The highs are passable, mids are lacking, and lows are pretty okay. The overall sound output was muddy compared to the Life P2 Mini’s livelier and more treble-inclined sound signature. Another downside of the earbuds is that it only supports the SBC codec so forget about listening to those beautiful, high-quality lossless music.
You can feel the effects of their mediocre soundstage when listening to tracks like “Departure” and “The Red Thread” by Frida Johansson and Henrik Oja from the game Unravel. The instrument separation isn’t right, and the overall sound output feels like it’s coming out of a tightly packed hole.
The bass is just right, but sometimes it overpowers the vocals. There were some instances where the bass did overpower the vocals, but it only happened a negligible number of times. For example, in “BURN IT DOWN” by Linkin Park, when the chorus, snares, and bass drums finally drop at 1:11, you can hear the bass from the drums overpowering the vocals.
I’m not a fan of huge amounts of bass and how manufacturers implement “bass boost” mode in earphones, but I was pleasantly surprised by the same on the Tranya T10 Pro. Yes, it turns the bass up by a couple of notches, but in such a way that it doesn’t interfere with instruments that don’t produce bass. If you’re a bass head and listen to a lot of electronic music, you’re going to enjoy the experience.
Overall, they sound okay-ish for the price of $70. If you’re a casual listener or purchasing them for receiving calls, Podcasts, listening to bass-heavy music, and don’t care about the above things, for $34 after coupon discount on Amazon at the time of writing this, they’re a good buy.
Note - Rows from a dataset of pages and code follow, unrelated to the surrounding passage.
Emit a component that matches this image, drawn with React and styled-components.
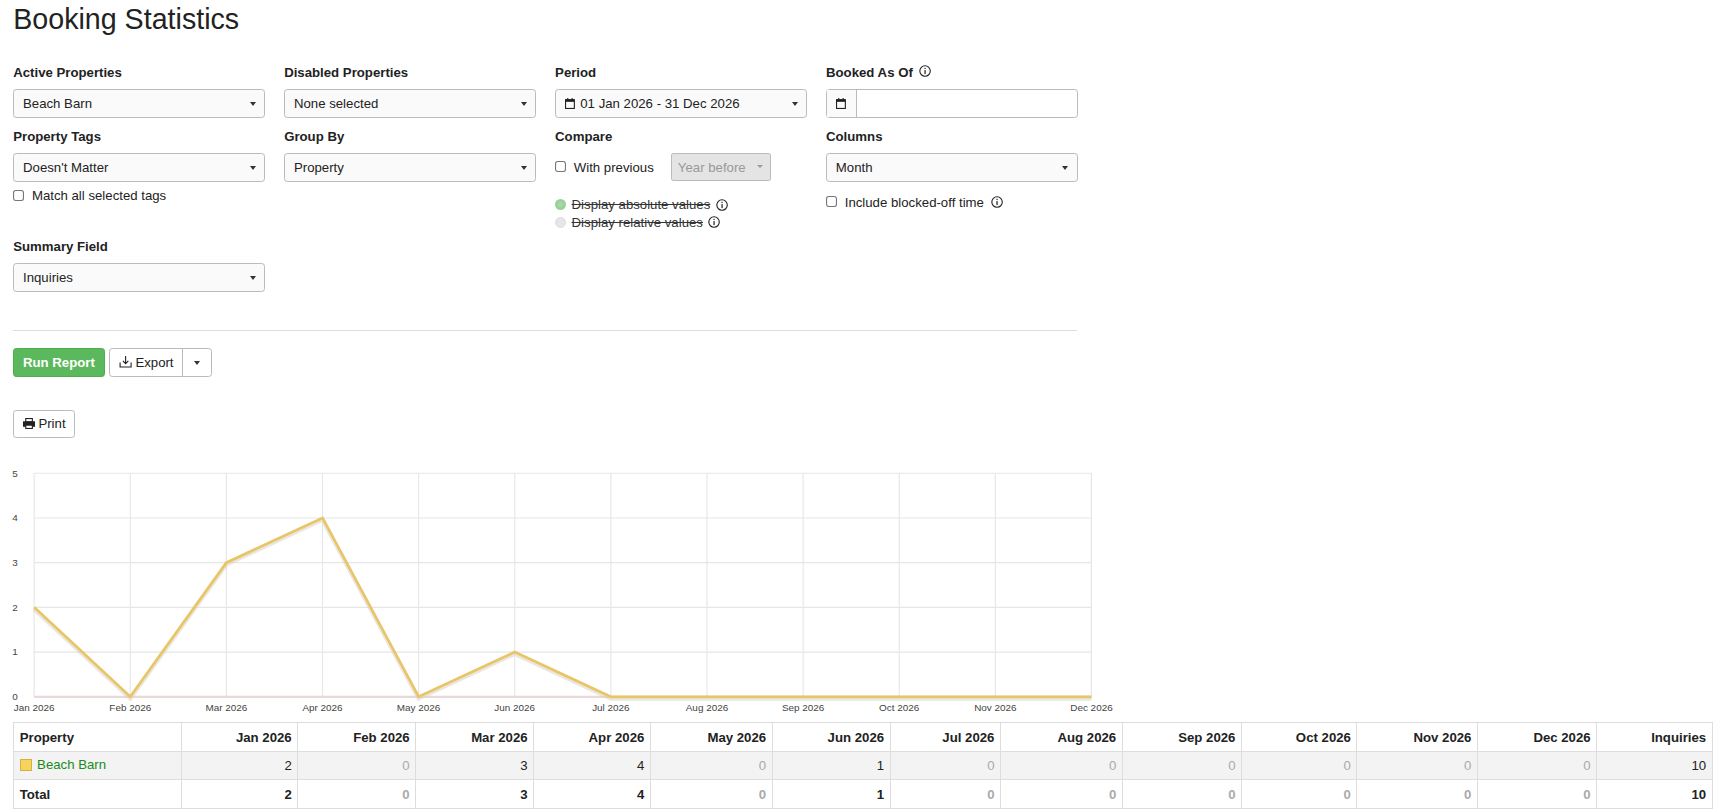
import React from 'react'
import styled, { createGlobalStyle } from 'styled-components'

const Global = createGlobalStyle`
body { margin: 0; font-family: "Liberation Sans", Arial, sans-serif; font-size: 12px; color: #222; background: #fff; }
`

const Page = styled.div`padding: 0 12px; zoom: 1.1014;`
const Title = styled.h1`font-size: 26px; font-weight: 400; margin: 0; padding-top: 3px; height: 54px; line-height: 30px;`
const Grid = styled.div`
  display: grid; grid-template-columns: repeat(4, 229px); column-gap: 17px; width: 966px;
`
const Field = styled.div`display: flex; flex-direction: column; height: ${p => p.h || 58}px;`
const Label = styled.div`font-weight: 700; height: 22px; padding-top: 2px; display: flex; gap: 6px; align-items: flex-start;`
const Select = styled.div`
  height: 26px; border: 1px solid #bbb; border-radius: 3px; background: #fafafa; box-sizing: border-box;
  display: flex; align-items: center; padding: 0 8px; gap: 5px; position: relative;
  &:after { content: ''; position: absolute; right: 8px; top: 11px; border: 3px solid transparent; border-top: 4px solid #333; }
`
const DateInput = styled.div`
  height: 26px; border: 1px solid #bbb; border-radius: 3px; box-sizing: border-box; display: flex;
  span { width: 26px; border-right: 1px solid #bbb; display: flex; align-items: center; justify-content: center; background: #fafafa; }
`
const Check = styled.label`display: flex; align-items: center; gap: 6px; margin-top: ${p => p.mt || 0}px;
  input { margin: 0; width: 11px; height: 11px; }
`
const Radio = styled.div`display: flex; align-items: center; gap: 5px; height: 16px; color: #333;
  i { width: 10px; height: 10px; border-radius: 50%; background: ${p => p.on ? '#a8d8a6' : '#e6e6e6'}; box-sizing: border-box; border: ${p => p.on ? '3px solid #9bd199' : '1px solid #ddd'}; }
  s { text-decoration: line-through; }
`
const Mini = styled.div`
  height: 24px; padding: 0 22px 0 5px; margin-left: 10px; background: #e4e4e4; border: 1px solid #bbb; border-radius: 2px; color: #999;
  display: flex; align-items: center; position: relative;
  &:after { content: ''; position: absolute; right: 6px; top: 10px; border: 3px solid transparent; border-top: 3px solid #999; }
`
const Divider = styled.hr`border: 0; border-top: 1px solid #ddd; width: 966px; margin: 27px 0 15px;`
const Buttons = styled.div`display: flex; gap: 4px;`
const Btn = styled.div`
  height: 26px; box-sizing: border-box; display: flex; align-items: center; gap: 3px; padding: 0 8px; border-radius: 3px;
  background: ${p => p.green ? '#5cb85c' : '#fff'}; color: ${p => p.green ? '#fff' : '#222'};
  border: 1px solid ${p => p.green ? '#4cae4c' : '#bbb'}; font-weight: ${p => p.green ? 700 : 400};
`
const Split = styled.div`display: flex; border: 1px solid #bbb; border-radius: 3px; height: 26px; box-sizing: border-box;
  div { display: flex; align-items: center; gap: 3px; padding: 0 8px; }
  div + div { border-left: 1px solid #bbb; padding: 0 10px; }
`
const Caret = styled.b`border: 3px solid transparent; border-top: 4px solid #333; margin-top: 4px;`
const PrintRow = styled.div`margin-top: 30px;`
const Table = styled.table`
  width: 1543px; border-collapse: collapse; margin-top: 6px;
  td, th { border: 1px solid #ddd; height: 25px; padding: 0 5px; text-align: right; }
  th { font-weight: 700; }
  td:first-child, th:first-child { text-align: left; width: 141px; }
  tr.alt td { background: #f3f3f3; }
  tr.total td { font-weight: 700; }
`
const Zero = styled.span`color: #aaa;`
const Prop = styled.span`color: #1a8a1a; display: inline-flex; align-items: center; gap: 5px;
  i { width: 9px; height: 9px; background: #f5d35c; border: 1px solid #d8b040; }`

const Info = () => (
  <svg width="11" height="11" viewBox="0 0 12 12"><circle cx="6" cy="6" r="5.2" fill="none" stroke="#222" strokeWidth="1.1"/><rect x="5.4" y="5" width="1.2" height="4" fill="#222"/><rect x="5.4" y="2.8" width="1.2" height="1.2" fill="#222"/></svg>
)
const Cal = () => (
  <svg width="9" height="10" viewBox="0 0 9 10"><rect x="0.5" y="1.5" width="8" height="8" fill="none" stroke="#222"/><rect x="0.5" y="1.5" width="8" height="2" fill="#222"/><rect x="2" y="0" width="1" height="2" fill="#222"/><rect x="6" y="0" width="1" height="2" fill="#222"/></svg>
)

const months = ['Jan', 'Feb', 'Mar', 'Apr', 'May', 'Jun', 'Jul', 'Aug', 'Sep', 'Oct', 'Nov', 'Dec'].map(m => m + ' 2026')
const data = [2, 0, 3, 4, 0, 1, 0, 0, 0, 0, 0, 0]

const Chart = () => {
  const x0 = 31, x1 = 991, y0 = 612, y1 = 409
  const dx = (x1 - x0) / 11, dy = (y0 - y1) / 5
  const pts = data.map((v, i) => `${x0 + i * dx},${y0 - v * dy}`).join(' ')
  return (
    <svg width="1020" height="232" viewBox="0 397 1020 232" style={{ display: 'block', marginLeft: -12, marginTop: 20 }}>
      {[0, 1, 2, 3, 4, 5].map(v => (
        <g key={v}>
          <line x1={x0} x2={x1} y1={y0 - v * dy} y2={y0 - v * dy} stroke="#e6e6e6" />
          <text x="11" y={y0 - v * dy + 3} fontSize="9" fill="#444" fontFamily="Liberation Sans">{v}</text>
        </g>
      ))}
      {months.map((m, i) => (
        <g key={m}>
          <line x1={x0 + i * dx} x2={x0 + i * dx} y1={y1} y2={y0} stroke="#e6e6e6" />
          <text x={x0 + i * dx} y="625" fontSize="9" fill="#444" textAnchor="middle" fontFamily="Liberation Sans">{m}</text>
        </g>
      ))}
      <line x1={x1} x2={x1} y1={y1} y2={y0} stroke="#e6e6e6" />
      <line x1={x0} x2={x1} y1={y0} y2={y0} stroke="#e8d8d8" strokeWidth="2" />
      <polyline points={pts + ` ${x1},${y0}`} fill="none" stroke="#d8d0c0" strokeWidth="4" opacity="0.5" transform="translate(0,1.5)" />
      <polyline points={pts + ` ${x1},${y0}`} fill="none" stroke="#e8c566" strokeWidth="2.5" />
    </svg>
  )
}

export default function App() {
  const total = data.reduce((a, b) => a + b, 0)
  const cell = v => <td>{v === 0 ? <Zero>0</Zero> : v}</td>
  return (
    <Page>
      <Global />
      <Title>Booking Statistics</Title>
      <Grid>
        <Field><Label>Active Properties</Label><Select>Beach Barn</Select></Field>
        <Field><Label>Disabled Properties</Label><Select>None selected</Select></Field>
        <Field><Label>Period</Label><Select><Cal />01 Jan 2026 - 31 Dec 2026</Select></Field>
        <Field><Label>Booked As Of <Info /></Label><DateInput><span><Cal /></span></DateInput></Field>

        <Field h={100}><Label>Property Tags</Label><Select>Doesn't Matter</Select><Check mt={6}><input type="checkbox" />Match all selected tags</Check></Field>
        <Field h={100}><Label>Group By</Label><Select>Property</Select></Field>
        <Field h={100}>
          <Label>Compare</Label>
          <Check><input type="checkbox" />With previous<Mini>Year before</Mini></Check>
          <div style={{ height: 13 }} />
          <Radio on><i /><s>Display absolute values</s><Info /></Radio>
          <Radio><i /><s>Display relative values</s><Info /></Radio>
        </Field>
        <Field h={100}><Label>Columns</Label><Select>Month</Select><Check mt={12}><input type="checkbox" />Include blocked-off time <Info /></Check></Field>

        <Field><Label>Summary Field</Label><Select>Inquiries</Select></Field>
      </Grid>
      <Divider />
      <Buttons>
        <Btn green>Run Report</Btn>
        <Split>
          <div>
            <svg width="12" height="11" viewBox="0 0 12 11"><path d="M1 6v4h10V6" fill="none" stroke="#222"/><path d="M6 0v7M3.5 4.5L6 7l2.5-2.5" fill="none" stroke="#222"/></svg>
            Export
          </div>
          <div><Caret /></div>
        </Split>
      </Buttons>
      <PrintRow>
        <Btn as="span" style={{ display: 'inline-flex' }}>
          <svg width="11" height="10" viewBox="0 0 11 10"><rect x="2.5" y="0.5" width="6" height="3" fill="none" stroke="#222"/><rect x="0" y="3" width="11" height="5" fill="#222"/><rect x="2.5" y="6.5" width="6" height="3" fill="#fff" stroke="#222"/></svg>
          Print
        </Btn>
      </PrintRow>
      <Chart />
      <Table>
        <thead>
          <tr><th>Property</th>{months.map(m => <th key={m}>{m}</th>)}<th>Inquiries</th></tr>
        </thead>
        <tbody>
          <tr className="alt"><td><Prop><i />Beach Barn</Prop></td>{data.map((v, i) => <React.Fragment key={i}>{cell(v)}</React.Fragment>)}<td>{total}</td></tr>
          <tr className="total"><td>Total</td>{data.map((v, i) => <React.Fragment key={i}>{cell(v)}</React.Fragment>)}<td>{total}</td></tr>
        </tbody>
      </Table>
    </Page>
  )
}
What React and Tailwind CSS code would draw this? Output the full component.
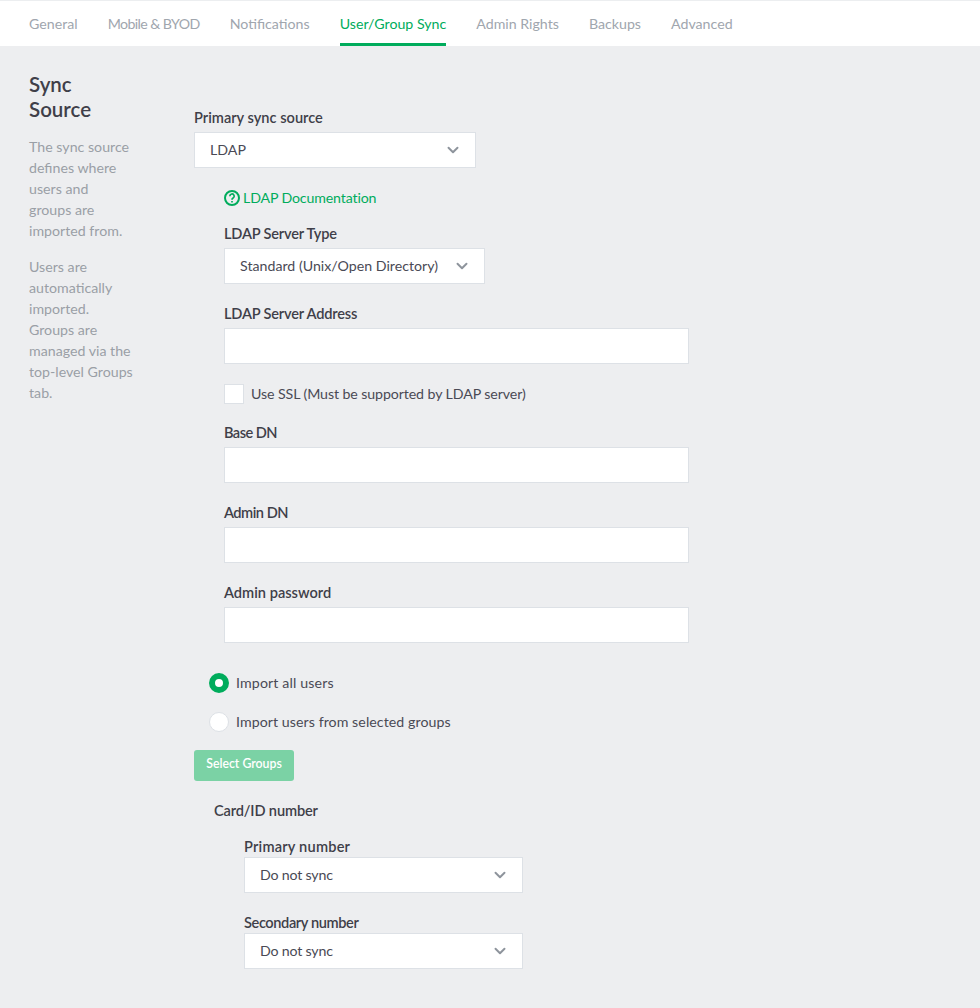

Now, before you rush to Amazon to place an order, make sure to read the rest of the article.
The Tranya T10 Pro has a four-mic setup—two on each side. The microphone quality is good in quieter environments but is a little sensitive. While the call quality was pretty good indoors, the microphones picked up even the slightest noises when outside.
However, the party on the other side had no issues and told me that I was reasonably audible most of the time. The microphone quality of the P2 Mini is also more or less the same, and we don’t quite think that you’ll notice a difference in similarly-priced earbuds until you head over to the premium territory.
Touch Controls And Other Features
Tap once to pause/play music, double-tap on the right side to increase the volume, and on the left side to decrease the volume. Triple tapping skips/rewinds tracks and tapping four times will allow you to switch to game mode. Lastly, tapping five times changes the sound to bass mode. The earbuds switch themselves off to save power, and you’ll need to press and hold for four seconds to power them on.
The touch-sensitive areas on both the buds are a bit finicky and pretty average. While I like the way they’re implemented, I didn’t like how the functions didn’t work most of the time, primarily due to the amount of time gap you need to mind between consecutive taps.
For example, triple pressing on the right earbud to skip the track sometimes registers only one tap or two taps which pauses the music or increases the volume. The same is the case with the left earbud.
Tapping on the earbud four times activates low-latency game mode. I tested it out in games like Valorant and Genshin Impact, and the difference wasn’t huge but was very noticeable. The earphones perform pretty well on the connectivity front, and the marketed range of 10 meters seems to be accurate.
The battery on the T10 Pro is a 480mAh cell and is rated for up to 8 hours of playtime per bud, per charge, and the battery capacity of each earbud is 50mAh, but Tranya promises 32 hours of overall playback time (Case + Earbuds). In our testing for the Tranya T10 Pro review, we found the claims to be pretty decent as the earbuds last for around 5-6 hours, and the overall battery life was approximately 24 hours, which is two days’ worth of juice for heavy listeners.
The case comes with Wireless charging, which is a feature you won’t find in most TWS earbuds in this price range, and it works well. The charging time is 130 minutes which is on par with the advertised 120 minutes.